Return all of the data exactly, with nothing left out but the pictures.

———

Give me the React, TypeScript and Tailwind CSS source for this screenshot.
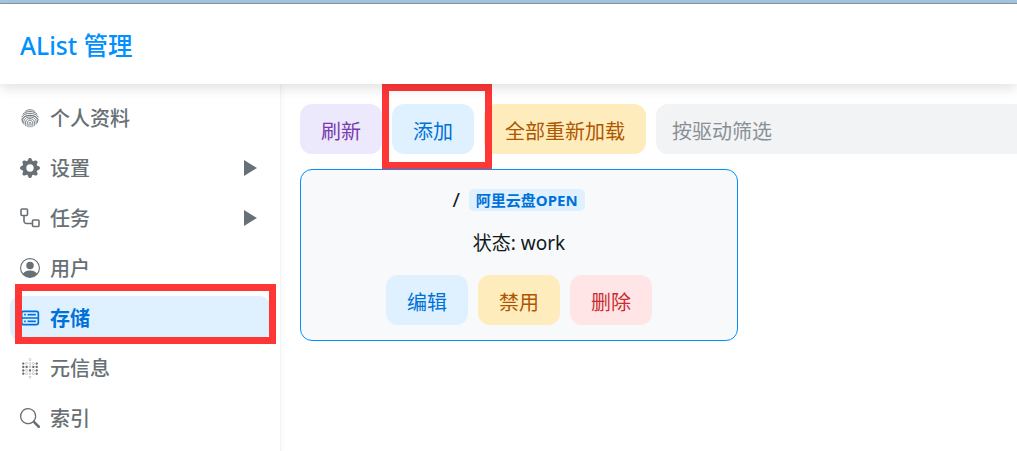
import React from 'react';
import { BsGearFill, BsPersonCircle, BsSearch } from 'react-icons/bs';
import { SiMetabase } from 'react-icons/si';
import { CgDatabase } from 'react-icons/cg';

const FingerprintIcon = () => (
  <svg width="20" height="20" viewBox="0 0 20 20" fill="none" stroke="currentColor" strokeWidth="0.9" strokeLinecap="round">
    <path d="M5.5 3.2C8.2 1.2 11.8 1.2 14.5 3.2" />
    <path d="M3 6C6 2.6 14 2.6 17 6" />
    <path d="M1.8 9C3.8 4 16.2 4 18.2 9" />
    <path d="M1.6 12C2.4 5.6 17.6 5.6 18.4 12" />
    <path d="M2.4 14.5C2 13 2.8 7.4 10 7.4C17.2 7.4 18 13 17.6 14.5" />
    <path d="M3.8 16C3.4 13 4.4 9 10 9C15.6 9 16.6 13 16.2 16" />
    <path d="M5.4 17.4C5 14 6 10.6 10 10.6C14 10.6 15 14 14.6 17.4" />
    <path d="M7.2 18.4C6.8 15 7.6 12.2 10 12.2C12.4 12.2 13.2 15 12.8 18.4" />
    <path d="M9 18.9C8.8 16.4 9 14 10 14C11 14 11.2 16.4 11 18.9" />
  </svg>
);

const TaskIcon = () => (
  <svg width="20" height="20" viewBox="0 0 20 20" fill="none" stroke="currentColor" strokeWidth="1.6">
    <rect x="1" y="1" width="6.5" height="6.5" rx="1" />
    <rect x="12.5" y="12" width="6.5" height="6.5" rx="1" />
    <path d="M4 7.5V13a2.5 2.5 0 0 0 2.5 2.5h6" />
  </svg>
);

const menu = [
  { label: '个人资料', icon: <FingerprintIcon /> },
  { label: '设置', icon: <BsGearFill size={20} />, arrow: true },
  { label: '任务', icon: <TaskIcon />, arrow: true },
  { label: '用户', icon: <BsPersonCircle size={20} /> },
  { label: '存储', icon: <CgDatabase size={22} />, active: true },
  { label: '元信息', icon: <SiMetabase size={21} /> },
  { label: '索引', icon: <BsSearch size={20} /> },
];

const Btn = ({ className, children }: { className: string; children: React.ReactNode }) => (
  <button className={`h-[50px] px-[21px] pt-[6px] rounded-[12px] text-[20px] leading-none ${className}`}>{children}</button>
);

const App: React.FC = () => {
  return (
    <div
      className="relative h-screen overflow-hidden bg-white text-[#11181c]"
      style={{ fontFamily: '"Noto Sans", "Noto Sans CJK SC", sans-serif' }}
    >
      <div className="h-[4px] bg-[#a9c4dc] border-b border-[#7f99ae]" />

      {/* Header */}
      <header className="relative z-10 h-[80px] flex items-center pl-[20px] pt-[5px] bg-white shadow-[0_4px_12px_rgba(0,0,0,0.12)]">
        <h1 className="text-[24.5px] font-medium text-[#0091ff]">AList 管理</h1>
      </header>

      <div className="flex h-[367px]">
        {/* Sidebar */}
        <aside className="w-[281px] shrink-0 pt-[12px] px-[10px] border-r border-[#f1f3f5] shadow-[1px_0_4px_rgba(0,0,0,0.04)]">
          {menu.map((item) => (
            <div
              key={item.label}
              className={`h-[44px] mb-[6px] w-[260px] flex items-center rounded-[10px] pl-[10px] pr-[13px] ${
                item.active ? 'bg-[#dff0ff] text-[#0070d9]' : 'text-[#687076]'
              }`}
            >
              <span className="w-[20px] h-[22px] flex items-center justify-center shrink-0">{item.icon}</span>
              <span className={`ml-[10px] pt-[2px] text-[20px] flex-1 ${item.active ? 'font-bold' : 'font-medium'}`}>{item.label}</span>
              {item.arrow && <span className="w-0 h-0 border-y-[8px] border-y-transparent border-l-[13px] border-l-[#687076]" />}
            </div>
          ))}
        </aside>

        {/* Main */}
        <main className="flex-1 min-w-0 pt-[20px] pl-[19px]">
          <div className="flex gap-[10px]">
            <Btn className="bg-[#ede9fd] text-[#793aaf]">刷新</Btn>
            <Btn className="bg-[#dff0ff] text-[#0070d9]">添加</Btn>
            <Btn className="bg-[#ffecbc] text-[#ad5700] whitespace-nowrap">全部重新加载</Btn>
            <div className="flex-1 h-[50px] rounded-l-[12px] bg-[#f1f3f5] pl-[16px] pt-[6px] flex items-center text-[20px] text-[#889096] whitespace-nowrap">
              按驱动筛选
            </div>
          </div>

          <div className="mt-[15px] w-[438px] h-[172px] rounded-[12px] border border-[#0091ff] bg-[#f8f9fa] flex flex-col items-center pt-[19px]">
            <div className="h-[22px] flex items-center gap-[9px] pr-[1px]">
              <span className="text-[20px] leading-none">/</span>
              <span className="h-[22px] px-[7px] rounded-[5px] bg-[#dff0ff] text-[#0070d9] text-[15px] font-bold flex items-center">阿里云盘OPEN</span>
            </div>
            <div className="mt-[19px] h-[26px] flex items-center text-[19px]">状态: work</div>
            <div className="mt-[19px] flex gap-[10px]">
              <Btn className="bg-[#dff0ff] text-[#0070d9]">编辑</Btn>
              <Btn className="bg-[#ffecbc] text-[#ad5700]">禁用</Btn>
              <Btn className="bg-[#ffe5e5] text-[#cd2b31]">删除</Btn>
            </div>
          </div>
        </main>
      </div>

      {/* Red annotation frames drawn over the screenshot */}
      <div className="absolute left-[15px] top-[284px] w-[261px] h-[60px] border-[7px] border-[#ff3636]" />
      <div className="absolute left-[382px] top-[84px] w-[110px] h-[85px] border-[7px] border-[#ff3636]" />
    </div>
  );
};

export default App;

———

Finished exercise —
Give me the React, TypeScript and Tailwind CSS source for this screenshot.
import React from 'react';
import { BsGearFill, BsPersonCircle, BsSearch } from 'react-icons/bs';
import { SiMetabase } from 'react-icons/si';
import { CgDatabase } from 'react-icons/cg';

const FingerprintIcon = () => (
  <svg width="20" height="20" viewBox="0 0 20 20" fill="none" stroke="currentColor" strokeWidth="0.9" strokeLinecap="round">
    <path d="M5.5 3.2C8.2 1.2 11.8 1.2 14.5 3.2" />
    <path d="M3 6C6 2.6 14 2.6 17 6" />
    <path d="M1.8 9C3.8 4 16.2 4 18.2 9" />
    <path d="M1.6 12C2.4 5.6 17.6 5.6 18.4 12" />
    <path d="M2.4 14.5C2 13 2.8 7.4 10 7.4C17.2 7.4 18 13 17.6 14.5" />
    <path d="M3.8 16C3.4 13 4.4 9 10 9C15.6 9 16.6 13 16.2 16" />
    <path d="M5.4 17.4C5 14 6 10.6 10 10.6C14 10.6 15 14 14.6 17.4" />
    <path d="M7.2 18.4C6.8 15 7.6 12.2 10 12.2C12.4 12.2 13.2 15 12.8 18.4" />
    <path d="M9 18.9C8.8 16.4 9 14 10 14C11 14 11.2 16.4 11 18.9" />
  </svg>
);

const TaskIcon = () => (
  <svg width="20" height="20" viewBox="0 0 20 20" fill="none" stroke="currentColor" strokeWidth="1.6">
    <rect x="1" y="1" width="6.5" height="6.5" rx="1" />
    <rect x="12.5" y="12" width="6.5" height="6.5" rx="1" />
    <path d="M4 7.5V13a2.5 2.5 0 0 0 2.5 2.5h6" />
  </svg>
);

const menu = [
  { label: '个人资料', icon: <FingerprintIcon /> },
  { label: '设置', icon: <BsGearFill size={20} />, arrow: true },
  { label: '任务', icon: <TaskIcon />, arrow: true },
  { label: '用户', icon: <BsPersonCircle size={20} /> },
  { label: '存储', icon: <CgDatabase size={22} />, active: true },
  { label: '元信息', icon: <SiMetabase size={21} /> },
  { label: '索引', icon: <BsSearch size={20} /> },
];

const Btn = ({ className, children }: { className: string; children: React.ReactNode }) => (
  <button className={`h-[50px] px-[21px] pt-[6px] rounded-[12px] text-[20px] leading-none ${className}`}>{children}</button>
);

const App: React.FC = () => {
  return (
    <div
      className="relative h-screen overflow-hidden bg-white text-[#11181c]"
      style={{ fontFamily: '"Noto Sans", "Noto Sans CJK SC", sans-serif' }}
    >
      <div className="h-[4px] bg-[#a9c4dc] border-b border-[#7f99ae]" />

      {/* Header */}
      <header className="relative z-10 h-[80px] flex items-center pl-[20px] pt-[5px] bg-white shadow-[0_4px_12px_rgba(0,0,0,0.12)]">
        <h1 className="text-[24.5px] font-medium text-[#0091ff]">AList 管理</h1>
      </header>

      <div className="flex h-[367px]">
        {/* Sidebar */}
        <aside className="w-[281px] shrink-0 pt-[12px] px-[10px] border-r border-[#f1f3f5] shadow-[1px_0_4px_rgba(0,0,0,0.04)]">
          {menu.map((item) => (
            <div
              key={item.label}
              className={`h-[44px] mb-[6px] w-[260px] flex items-center rounded-[10px] pl-[10px] pr-[13px] ${
                item.active ? 'bg-[#dff0ff] text-[#0070d9]' : 'text-[#687076]'
              }`}
            >
              <span className="w-[20px] h-[22px] flex items-center justify-center shrink-0">{item.icon}</span>
              <span className={`ml-[10px] pt-[2px] text-[20px] flex-1 ${item.active ? 'font-bold' : 'font-medium'}`}>{item.label}</span>
              {item.arrow && <span className="w-0 h-0 border-y-[8px] border-y-transparent border-l-[13px] border-l-[#687076]" />}
            </div>
          ))}
        </aside>

        {/* Main */}
        <main className="flex-1 min-w-0 pt-[20px] pl-[19px]">
          <div className="flex gap-[10px]">
            <Btn className="bg-[#ede9fd] text-[#793aaf]">刷新</Btn>
            <Btn className="bg-[#dff0ff] text-[#0070d9]">添加</Btn>
            <Btn className="bg-[#ffecbc] text-[#ad5700] whitespace-nowrap">全部重新加载</Btn>
            <div className="flex-1 h-[50px] rounded-l-[12px] bg-[#f1f3f5] pl-[16px] pt-[6px] flex items-center text-[20px] text-[#889096] whitespace-nowrap">
              按驱动筛选
            </div>
          </div>

          <div className="mt-[15px] w-[438px] h-[172px] rounded-[12px] border border-[#0091ff] bg-[#f8f9fa] flex flex-col items-center pt-[19px]">
            <div className="h-[22px] flex items-center gap-[9px] pr-[1px]">
              <span className="text-[20px] leading-none">/</span>
              <span className="h-[22px] px-[7px] rounded-[5px] bg-[#dff0ff] text-[#0070d9] text-[15px] font-bold flex items-center">阿里云盘OPEN</span>
            </div>
            <div className="mt-[19px] h-[26px] flex items-center text-[19px]">状态: work</div>
            <div className="mt-[19px] flex gap-[10px]">
              <Btn className="bg-[#dff0ff] text-[#0070d9]">编辑</Btn>
              <Btn className="bg-[#ffecbc] text-[#ad5700]">禁用</Btn>
              <Btn className="bg-[#ffe5e5] text-[#cd2b31]">删除</Btn>
            </div>
          </div>
        </main>
      </div>

      {/* Red annotation frames drawn over the screenshot */}
      <div className="absolute left-[15px] top-[284px] w-[261px] h-[60px] border-[7px] border-[#ff3636]" />
      <div className="absolute left-[382px] top-[84px] w-[110px] h-[85px] border-[7px] border-[#ff3636]" />
    </div>
  );
};

export default App;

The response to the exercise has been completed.